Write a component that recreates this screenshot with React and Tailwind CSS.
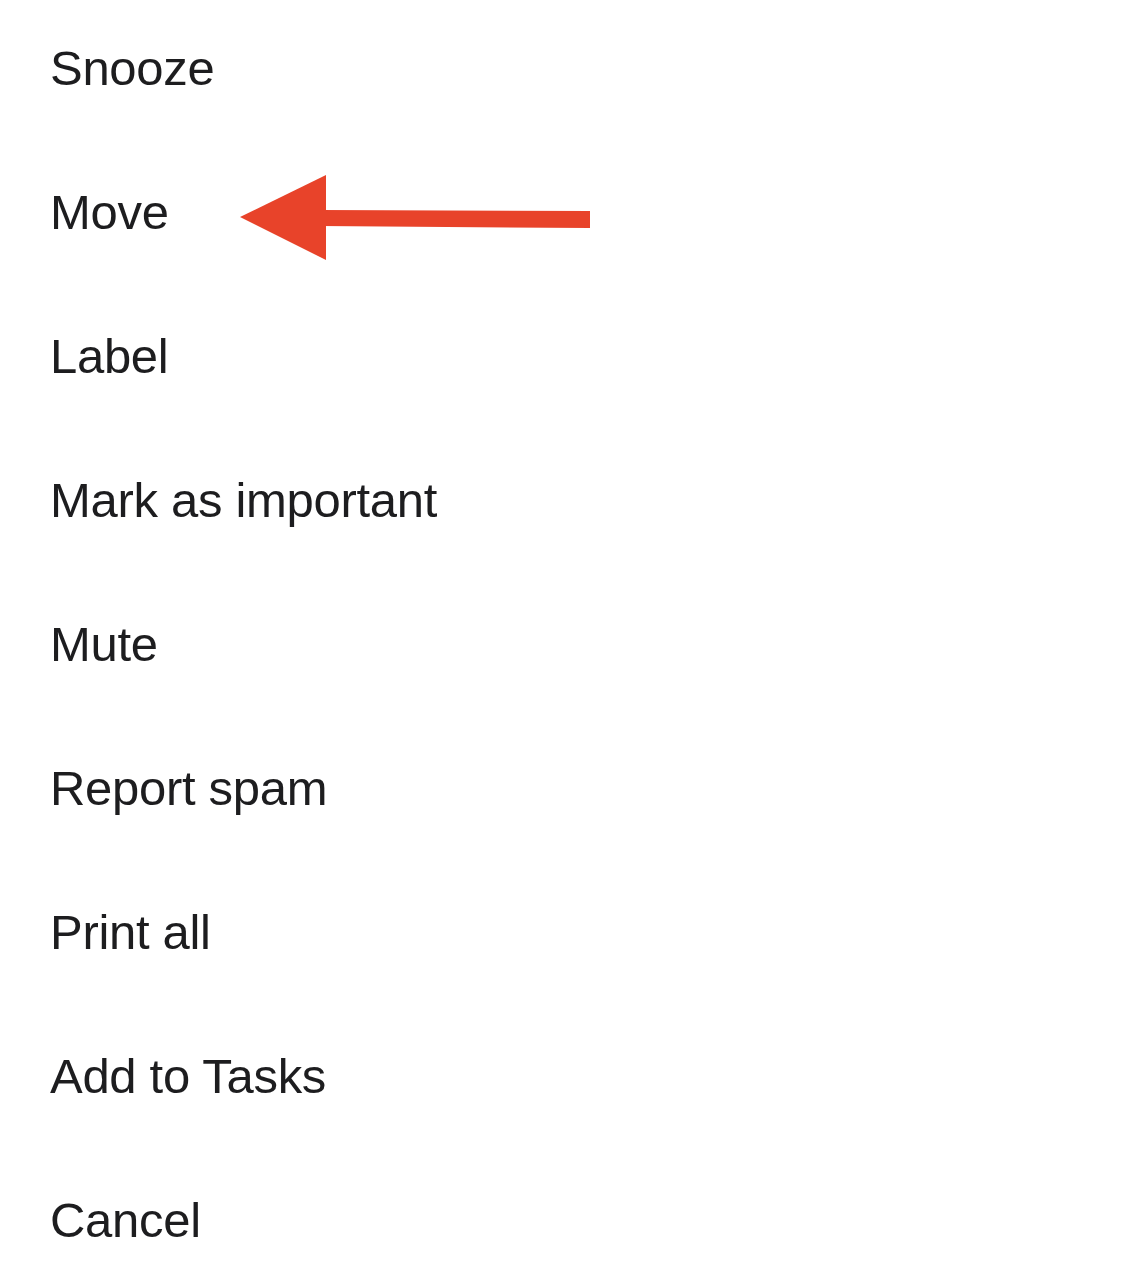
import React from 'react';

const items = [
  'Snooze',
  'Move',
  'Label',
  'Mark as important',
  'Mute',
  'Report spam',
  'Print all',
  'Add to Tasks',
  'Cancel',
];

function Arrow() {
  return (
    <svg
      className="absolute left-[238px] top-[173px]"
      width="356"
      height="90"
      viewBox="238 173 356 90"
    >
      <polygon points="240,217 326,175 326,260" fill="#e8432a" />
      <polygon points="320,210 590,211 590,228 320,226" fill="#e8432a" />
    </svg>
  );
}

export default function App() {
  return (
    <div
      className="relative w-[1125px] h-[1286px] overflow-hidden bg-white text-[#1d1d1f]"
      style={{ fontFamily: '"Liberation Sans", Arial, sans-serif' }}
    >
      <div className="flex flex-col -mt-[4px]">
        {items.map((item) => (
          <div key={item} className="h-[144px] flex items-center pl-[50px]">
            <span className="text-[49px] leading-none tracking-[-0.3px]">{item}</span>
          </div>
        ))}
      </div>
      <Arrow />
    </div>
  );
}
☆ ☆ ☆ ☆
• **WHAT YOU SHOULD DO**
Copy out all the data without changing anything, and drop the pictures.

• **ANSWER TO THE TASK**
Write a component that recreates this screenshot with React and Tailwind CSS.
import React from 'react';

const items = [
  'Snooze',
  'Move',
  'Label',
  'Mark as important',
  'Mute',
  'Report spam',
  'Print all',
  'Add to Tasks',
  'Cancel',
];

function Arrow() {
  return (
    <svg
      className="absolute left-[238px] top-[173px]"
      width="356"
      height="90"
      viewBox="238 173 356 90"
    >
      <polygon points="240,217 326,175 326,260" fill="#e8432a" />
      <polygon points="320,210 590,211 590,228 320,226" fill="#e8432a" />
    </svg>
  );
}

export default function App() {
  return (
    <div
      className="relative w-[1125px] h-[1286px] overflow-hidden bg-white text-[#1d1d1f]"
      style={{ fontFamily: '"Liberation Sans", Arial, sans-serif' }}
    >
      <div className="flex flex-col -mt-[4px]">
        {items.map((item) => (
          <div key={item} className="h-[144px] flex items-center pl-[50px]">
            <span className="text-[49px] leading-none tracking-[-0.3px]">{item}</span>
          </div>
        ))}
      </div>
      <Arrow />
    </div>
  );
}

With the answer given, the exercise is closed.